JSON ⇄ YAML

Convert JSON to YAML and YAML to JSON both ways, privately in your browser — with type-safe values and clear error messages.

Translate between JSON and YAML in either direction

JSON and YAML describe the same shapes of data — maps, lists, strings, numbers, booleans and null — but they look very different. JSON wraps everything in braces, brackets and double quotes, which is fast for machines to parse. YAML throws most of that punctuation away and uses indentation instead, which is far easier for a human to read and edit. This tool parses whichever format you paste into a real in-memory structure and re-serialises it as the other, so the data is identical and only the syntax changes.

The converter is fully indentation-aware in both directions, so nested objects, lists, lists of objects and objects inside lists all round-trip correctly. It is also type-safe: when emitting YAML it automatically quotes any string that would otherwise be misread — for example the string "true" or "3.14" — so the value survives a trip back to JSON unchanged.

A worked example

This compact JSON object…

{"app":"toolsy","port":8080,"debug":true,"hosts":["a","b"]}

…becomes this clean, comment-friendly YAML:

app: toolsy
port: 8080
debug: true
hosts:
  - a
  - b

How the same values look in each format

Data primitiveJSONYAML
Map / object key"name": "ada"name: ada
List of scalars[1, 2, 3]- 1 on three lines
Booleantruetrue
Nullnullnull
Number-like string"007""007" (quoted)
Empty list / map[] / {}[] / {}

YAML is the configuration language behind Docker Compose, Kubernetes manifests, GitHub Actions and Ansible, while JSON is the wire format of nearly every REST API. Converting between them lets you lift an API response straight into a config file, or turn a hand-written config into a payload a program can consume — without re-typing it and introducing a stray comma.

Privacy note: every conversion happens on your device with no server and no network request.
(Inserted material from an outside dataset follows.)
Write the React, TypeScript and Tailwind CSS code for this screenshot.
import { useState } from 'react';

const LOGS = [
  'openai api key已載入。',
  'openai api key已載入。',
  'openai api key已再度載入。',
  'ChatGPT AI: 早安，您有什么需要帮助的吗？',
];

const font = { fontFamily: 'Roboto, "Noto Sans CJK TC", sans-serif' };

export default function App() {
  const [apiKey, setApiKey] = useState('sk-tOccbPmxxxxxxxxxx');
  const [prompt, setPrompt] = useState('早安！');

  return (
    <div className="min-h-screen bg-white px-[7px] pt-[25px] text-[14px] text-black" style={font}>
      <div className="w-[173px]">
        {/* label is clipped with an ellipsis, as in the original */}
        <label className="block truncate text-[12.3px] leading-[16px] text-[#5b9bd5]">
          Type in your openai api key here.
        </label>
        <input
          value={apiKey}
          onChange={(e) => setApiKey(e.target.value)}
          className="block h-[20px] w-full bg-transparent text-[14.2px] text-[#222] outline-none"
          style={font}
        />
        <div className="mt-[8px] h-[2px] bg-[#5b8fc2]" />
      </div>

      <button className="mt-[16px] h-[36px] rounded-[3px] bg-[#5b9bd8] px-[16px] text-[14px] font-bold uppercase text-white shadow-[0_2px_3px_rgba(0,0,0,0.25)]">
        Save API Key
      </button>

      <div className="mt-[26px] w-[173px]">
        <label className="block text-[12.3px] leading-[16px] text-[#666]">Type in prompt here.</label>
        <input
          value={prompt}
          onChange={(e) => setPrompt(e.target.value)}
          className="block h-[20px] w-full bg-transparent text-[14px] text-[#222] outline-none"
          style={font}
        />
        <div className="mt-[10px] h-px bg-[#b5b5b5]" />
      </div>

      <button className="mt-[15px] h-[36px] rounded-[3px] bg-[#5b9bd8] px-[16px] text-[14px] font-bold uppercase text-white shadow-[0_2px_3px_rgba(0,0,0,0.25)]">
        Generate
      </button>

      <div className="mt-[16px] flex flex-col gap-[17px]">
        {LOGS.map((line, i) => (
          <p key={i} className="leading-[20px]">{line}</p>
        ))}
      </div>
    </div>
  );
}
It is safe to paste config that contains hostnames, credentials or tokens here — none of it leaves this browser tab.

Frequently asked questions

Is my JSON or YAML uploaded anywhere?

No. Both directions of the conversion run entirely in your browser using JavaScript. Your configuration files, secrets, API tokens and personal data are never sent to a server, logged or stored — close the tab and everything is gone.
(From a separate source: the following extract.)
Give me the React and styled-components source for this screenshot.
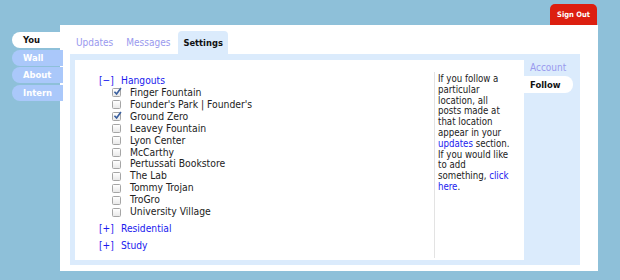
import React from "react";
import styled, { createGlobalStyle } from "styled-components";

const FONT = `"DejaVu Sans Condensed", "DejaVu Sans", sans-serif`;

const GlobalStyle = createGlobalStyle`
  html, body {
    margin: 0;
    padding: 0;
    background: #8ec0d9;
    font-family: ${FONT};
    color: #222;
  }
`;

const places = [
  { name: "Finger Fountain", checked: true },
  { name: "Founder's Park | Founder's", checked: false },
  { name: "Ground Zero", checked: true },
  { name: "Leavey Fountain", checked: false },
  { name: "Lyon Center", checked: false },
  { name: "McCarthy", checked: false },
  { name: "Pertussati Bookstore", checked: false },
  { name: "The Lab", checked: false },
  { name: "Tommy Trojan", checked: false },
  { name: "TroGro", checked: false },
  { name: "University Village", checked: false },
];

const CheckBox = ({ checked }) => (
  <Box>
    {checked && (
      <CheckMark viewBox="0 0 10 10">
        <path d="M1.6 5.2 L4 7.8 L8.8 1.2" fill="none" stroke="#3a5f9e" strokeWidth="1.8" />
      </CheckMark>
    )}
  </Box>
);

const App = () => {
  return (
    <>
      <GlobalStyle />
      <Page>
        <TopBar>
          <SignOut>Sign Out</SignOut>
        </TopBar>

        <SideNav>
          <SideTab $active>You</SideTab>
          <SideTab>Wall</SideTab>
          <SideTab>About</SideTab>
          <SideTab>Intern</SideTab>
        </SideNav>

        <Panel>
          <TabRow>
            <Tab>Updates</Tab>
            <Tab>Messages</Tab>
            <Tab $active>Settings</Tab>
          </TabRow>

          <TabBody>
            <Content>
              <ListArea>
                <Group>
                  <GroupHead>
                    <Toggle>[−]</Toggle>
                    <span>Hangouts</span>
                  </GroupHead>
                  {places.map((p) => (
                    <Item key={p.name}>
                      <CheckBox checked={p.checked} />
                      <span>{p.name}</span>
                    </Item>
                  ))}
                </Group>
                <Group>
                  <GroupHead>
                    <Toggle>[+]</Toggle>
                    <span>Residential</span>
                  </GroupHead>
                </Group>
                <Group>
                  <GroupHead>
                    <Toggle>[+]</Toggle>
                    <span>Study</span>
                  </GroupHead>
                </Group>
              </ListArea>
              <Help>
                If you follow a<br />
                particular<br />
                location, all<br />
                posts made at<br />
                that location<br />
                appear in your<br />
                <Link>updates</Link> section.<br />
                If you would like<br />
                to add<br />
                something, <Link>click</Link>
                <br />
                <Link>here</Link>.
              </Help>
            </Content>

            <SubNav>
              <SubTab>Account</SubTab>
              <SubTab $active>Follow</SubTab>
            </SubNav>
          </TabBody>
        </Panel>
      </Page>
    </>
  );
};

const Page = styled.div`
  display: grid;
  grid-template-columns: 48px 538px;
  grid-template-rows: 21px 246px;
  padding: 4px 0 0 12px;
`;

const TopBar = styled.div`
  grid-column: 2;
  grid-row: 1;
  display: flex;
  justify-content: flex-end;
  padding-right: 1px;
`;

const SignOut = styled.button`
  width: 47px;
  height: 21px;
  border: none;
  border-radius: 5px 5px 0 0;
  background: #dc1f10;
  color: #fff;
  font-family: ${FONT};
  font-size: 7.5px;
  font-weight: bold;
  padding: 0;
`;

const SideNav = styled.nav`
  grid-column: 1;
  grid-row: 2;
  display: flex;
  flex-direction: column;
  gap: 1.5px;
  margin-top: 7px;
  position: relative;
  z-index: 1;
`;

const SideTab = styled.div`
  height: 16px;
  width: ${(p) => (p.$active ? "48px" : "51px")};
  box-sizing: border-box;
  padding-left: 11px;
  border-radius: 8px 0 0 8px;
  background: ${(p) => (p.$active ? "#fff" : "#aac8fa")};
  color: ${(p) => (p.$active ? "#111" : "#fff")};
  font-size: 9.4px;
  font-weight: bold;
  line-height: 16px;
`;

const Panel = styled.main`
  grid-column: 2;
  grid-row: 2;
  background: #fff;
  padding: 6px 18px 6px 10px;
  display: flex;
  flex-direction: column;
`;

const TabRow = styled.div`
  display: flex;
  gap: 3px;
  padding-left: 1px;
  height: 23px;
`;

const Tab = styled.div`
  padding: 0 5px;
  border-radius: 4px 4px 0 0;
  background: ${(p) => (p.$active ? "#dbebfc" : "transparent")};
  color: ${(p) => (p.$active ? "#111" : "#9999ee")};
  font-size: ${(p) => (p.$active ? "9.3px" : "10px")};
  font-weight: ${(p) => (p.$active ? "bold" : "normal")};
  line-height: 23px;
`;

const TabBody = styled.section`
  flex: 1;
  background: #dbebfc;
  padding: 6px 0 5px 5px;
  display: flex;
`;

const Content = styled.div`
  width: 449px;
  background: #fff;
  display: flex;
`;

const ListArea = styled.div`
  width: 335px;
  padding: 15px 0 0 24px;
`;

const Group = styled.div`
  margin-bottom: 5px;
`;

const GroupHead = styled.div`
  display: flex;
  gap: 10px;
  color: #1a1aee;
  font-size: 10.2px;
  line-height: 12px;
`;

const Toggle = styled.span`
  width: 12px;
`;

const Item = styled.div`
  display: flex;
  align-items: center;
  gap: 9px;
  padding-left: 13px;
  font-size: 10.3px;
  line-height: 11.9px;
  color: #222;
`;

const Box = styled.span`
  position: relative;
  width: 7px;
  height: 7px;
  border: 1px solid #a5a5a5;
  border-radius: 1.5px;
  background: linear-gradient(#fff, #e9e9e9);
  flex: none;
`;

const CheckMark = styled.svg`
  position: absolute;
  left: -0.5px;
  top: -2px;
  width: 9px;
  height: 9px;
`;

const Help = styled.p`
  width: 84px;
  margin: 12px 0 2px;
  padding: 2px 0 0 3px;
  border-left: 1px solid #e3e3e3;
  font-size: 9.6px;
  line-height: 10.8px;
  white-space: nowrap;
  color: #222;
`;

const Link = styled.a`
  color: #1a1aee;
  cursor: pointer;
`;

const SubNav = styled.nav`
  display: flex;
  flex-direction: column;
  width: 56px;
`;

const SubTab = styled.div`
  height: ${(p) => (p.$active ? "17px" : "16px")};
  width: 49px;
  box-sizing: border-box;
  padding-left: 6px;
  border-radius: 0 8px 8px 0;
  background: ${(p) => (p.$active ? "#fff" : "transparent")};
  color: ${(p) => (p.$active ? "#111" : "#9999ee")};
  font-size: ${(p) => (p.$active ? "9.4px" : "10px")};
  font-weight: ${(p) => (p.$active ? "bold" : "normal")};
  line-height: ${(p) => (p.$active ? "17px" : "16px")};
`;

export default App;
Why did my YAML fail to convert to JSON?

The two most common causes are inconsistent indentation (YAML is whitespace-sensitive, so mixing tabs and spaces or misaligning a nested block breaks the structure) and using a colon inside an unquoted value, like url: http://x. Wrap such values in quotes. The error message points to the line that could not be parsed.

Does the converter preserve data types?

Yes. Numbers stay numbers, true/false stay booleans, and null stays null in both directions. When converting JSON to YAML, the tool also quotes any string that would otherwise be misread as a number, boolean or null — for example the string "true" is emitted as "true" so it survives a round trip.

Can it handle nested objects and arrays?

Yes. The YAML emitter and parser are both indentation-aware, so deeply nested maps, lists, lists of objects and objects inside lists all convert correctly in either direction.

Does it support YAML comments and anchors?

Comments (lines or trailing text starting with #) are recognised and skipped when reading YAML, since JSON has no equivalent. Advanced features such as anchors (&), aliases (*) and multiple documents (---) are intentionally not supported to keep the parser predictable and dependency-free.